M. Legault a déclaré dans la même cérémonie : « Quatorze femmes se sont fait voler leur avenir parce qu’elles étaient des femmes. »

Ne plus avoir peur des mots

J’ose espérer que le même courage et la même lucidité s’appliqueront aux victimes de la Grande Mosquée de Québec. Nous ne devrons plus avoir peur des mots. Les pères de famille de la Grande Mosquée se sont fait voler leur avenir parce qu’ils étaient musulmans.

La cause de la tuerie à la Grande Mosquée de Québec est l’islamophobie, comme la cause de la tuerie à Polytechnique est l’antiféminisme.

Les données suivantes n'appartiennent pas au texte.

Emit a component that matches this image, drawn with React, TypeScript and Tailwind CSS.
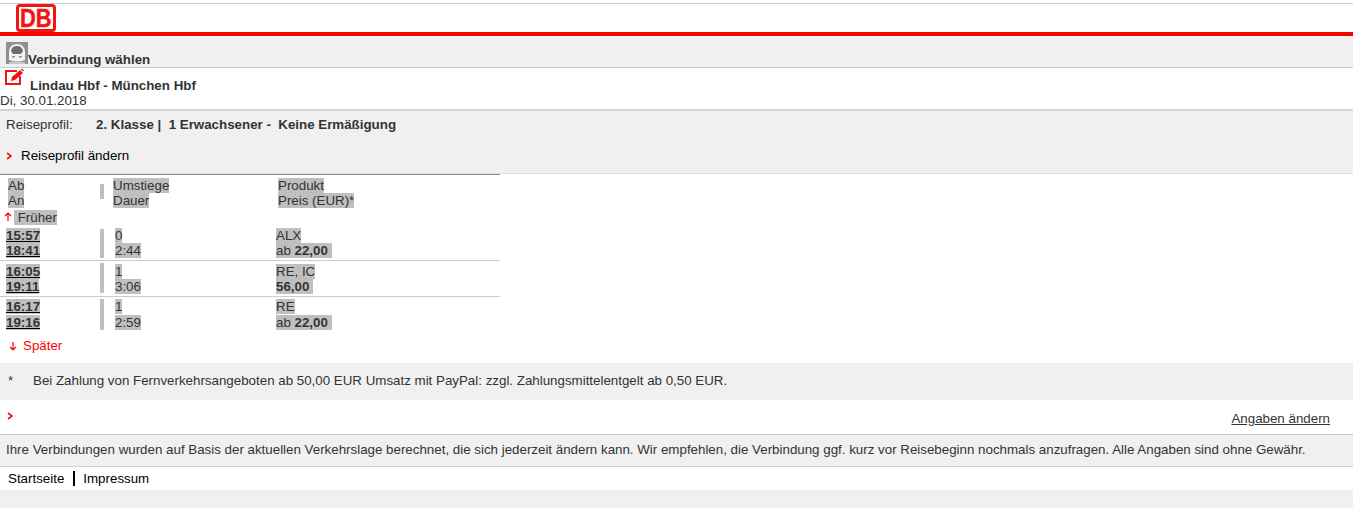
const rows = [
  { ab: "15:57", an: "18:41", um: "0", dauer: "2:44", produkt: "ALX", prefix: "ab ", preis: "22,00", box: "h-[33px] border-b", text: "", bar: "mt-[1px] h-[29px]", second: "" },
  { ab: "16:05", an: "19:11", um: "1", dauer: "3:06", produkt: "RE, IC", prefix: "", preis: "56,00", box: "h-[36px] border-b", text: "pt-[3px]", bar: "mt-[2px] h-[30px]", second: "" },
  { ab: "16:17", an: "19:16", um: "1", dauer: "2:59", produkt: "RE", prefix: "ab ", preis: "22,00", box: "h-[34px]", text: "pt-[2px]", bar: "mt-[2px] h-[31px]", second: "mt-[1px]" },
]

function Mark({ children }: { children: React.ReactNode }) {
  return <span className="bg-[#bfbfbf]">{children}</span>
}

function Chevron() {
  return (
    <svg width="6" height="8" viewBox="0 0 6 8" className="shrink-0">
      <path d="M1 1 L5 4 L1 7" fill="none" stroke="#f01414" strokeWidth="1.6" />
    </svg>
  )
}

function Arrow({ down }: { down?: boolean }) {
  return (
    <svg width="8" height="10" viewBox="0 0 8 10" className="shrink-0">
      <path d={down ? "M4 1 V9 M1 6 L4 9 L7 6" : "M4 9 V1 M1 4 L4 1 L7 4"} fill="none" stroke="#ff0000" strokeWidth="1.2" />
    </svg>
  )
}

function DbLogo() {
  return (
    <div className="ml-4 flex h-[28px] w-[40px] items-center justify-center rounded-[4px] border-[3px] border-[#f01414] bg-white">
      <span className="scale-x-[0.84] text-[26px] leading-none font-bold text-[#f01414] [-webkit-text-stroke:0.5px_#f01414]">DB</span>
    </div>
  )
}

function TrainIcon() {
  return (
    <svg width="22" height="22" viewBox="0 0 22 22" className="mb-[3px] shrink-0">
      <rect width="22" height="22" fill="#8e9192" />
      <path d="M3 19 L3 9 Q4 2 11 2 Q18 2 19 9 L19 18 Q11 21 3 18 Z" fill="#f2f2f2" />
      <path d="M5 9 Q6 4 11 4 Q16 4 17 9 L15 12 L7 12 Z" fill="#6e6e6e" />
      <path d="M6 14 H9 V15.5 H6 Z M13 14 H16 V15.5 H13 Z" fill="#8e9192" />
      <path d="M3 20 H19 V22 H3 Z" fill="#c8c8c8" />
    </svg>
  )
}

function EditIcon() {
  return (
    <svg width="19" height="19" viewBox="0 0 19 19" className="mb-[6px] shrink-0">
      <path d="M12 3 H1 V16 H15 V8" fill="none" stroke="#f01414" strokeWidth="2" />
      <path d="M6 13 L7 9 L15 2 L18 5 L10 12 Z" fill="#f01414" />
      <path d="M16.5 1 L18.5 3" stroke="#f01414" strokeWidth="1.5" />
    </svg>
  )
}

export default function App() {
  return (
    <div className="min-h-[508px] bg-white font-['Liberation_Sans',Arial,sans-serif] text-[13.33px] leading-[15px] text-[#333]">
      <div className="h-[3px]" />
      <header className="flex h-[33px] items-start border-t border-[#cccccc] border-b-[4px] border-b-[#ff0000]">
        <DbLogo />
      </header>

      <div className="flex h-[31px] items-end bg-[#f0f0f0] pl-[6px]">
        <TrainIcon />
        <h1 className="text-[13.33px] leading-[15px] font-bold">Verbindung wählen</h1>
      </div>

      <div className="h-[44px] border-t border-[#cccccc] border-b-2 border-b-[#d4d4d4]">
        <div className="flex h-[25px] items-end pl-[5px]">
          <EditIcon />
          <span className="ml-[6px] font-bold">Lindau Hbf - München Hbf</span>
        </div>
        <div>Di, 30.01.2018</div>
      </div>

      <div className="h-[63px] border-b border-[#dddddd] bg-[#f0f0f0] pt-[6px] pl-[6px]">
        <div className="flex">
          <span className="w-[90px]">Reiseprofil:</span>
          <span className="font-bold whitespace-pre">2. Klasse |  1 Erwachsener -  Keine Ermäßigung</span>
        </div>
        <div className="mt-[16px] flex items-center text-black">
          <Chevron />
          <span className="ml-[9px]">Reiseprofil ändern</span>
        </div>
      </div>

      <div className="w-[500px] border-t border-[#8c8c8c] pt-[3px]">
        <div className="flex">
          <div className="w-[100px] pl-[8px]">
            <div><Mark>Ab</Mark></div>
            <div><Mark>An</Mark></div>
          </div>
          <div className="mt-[6px] h-[15px] w-[4px] bg-[#bfbfbf]" />
          <div className="w-[174px] pl-[9px]">
            <div><Mark>Umstiege</Mark></div>
            <div><Mark>Dauer</Mark></div>
          </div>
          <div>
            <div><Mark>Produkt</Mark></div>
            <div><Mark>Preis (EUR)*</Mark></div>
          </div>
        </div>
        <div className="mt-[1px] flex h-[16px] items-center pl-[4px]">
          <Arrow />
          <span className="ml-[2px]"><Mark>&nbsp;Früher</Mark></span>
        </div>

        <div className="mt-[3px]">
          {rows.map((r) => (
            <div key={r.ab} className={"flex border-[#cccccc] " + r.box}>
              <div className={"w-[100px] pl-[6px] font-bold underline decoration-black " + r.text}>
                <div><Mark>{r.ab}</Mark></div>
                <div className={r.second}><Mark>{r.an}</Mark></div>
              </div>
              <div className={"w-[4px] bg-[#bfbfbf] " + r.bar} />
              <div className={"w-[172px] pl-[11px] " + r.text}>
                <div><Mark>{r.um}</Mark></div>
                <div className={r.second}><Mark>{r.dauer}</Mark></div>
              </div>
              <div className={r.text}>
                <div><Mark>{r.produkt}</Mark></div>
                <div className={r.second}><Mark>{r.prefix}<b>{r.preis}</b>&nbsp;</Mark></div>
              </div>
            </div>
          ))}
        </div>
      </div>

      <div className="mt-[7px] flex h-[15px] items-center pl-[9px] text-[#ff0000]">
        <Arrow down />
        <span className="ml-[6px]">Später</span>
      </div>

      <div className="mt-[10px] flex h-[37px] items-center bg-[#f0f0f0] pb-[2px] pl-[8px]">
        <span className="w-[25px]">*</span>
        <span>Bei Zahlung von Fernverkehrsangeboten ab 50,00 EUR Umsatz mit PayPal: zzgl. Zahlungsmittelentgelt ab 0,50 EUR.</span>
      </div>

      <div className="flex h-[34px] items-start justify-between pt-[12px] pr-[23px] pl-[7px]">
        <Chevron />
        <a className="-mt-[1px] underline">Angaben ändern</a>
      </div>

      <div className="flex h-[33px] items-center border-y border-[#cccccc] bg-[#f0f0f0] pb-[3px] pl-[6px]">
        Ihre Verbindungen wurden auf Basis der aktuellen Verkehrslage berechnet, die sich jederzeit ändern kann. Wir empfehlen, die Verbindung ggf. kurz vor Reisebeginn nochmals anzufragen. Alle Angaben sind ohne Gewähr.
      </div>

      <div className="flex h-[23px] items-center pl-[8px] text-black">
        <span>Startseite</span>
        <span className="mr-[8px] ml-[9px] h-[15px] w-[2px] bg-black" />
        <span>Impressum</span>
      </div>
      <div className="h-[18px] bg-[#f0f0f0]" />
    </div>
  )
}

Reconnaître l’existence de l’islamophobie et son danger n’est pas accuser les Québécois d’être islamophobes ou accuser le Québec d’être islamophobe ; exactement comme dire que l’antiféminisme existe et qu’on doit le combattre ne veut pas dire que tous les hommes sont antiféministes, et encore moins que le Québec est antiféministe. Ça dit tout simplement que l’islamophobie, malheureusement, comme l’antiféminisme existent et que tous les deux font des victimes innocentes et qu’on doit, comme société, les combattre et s’en protéger.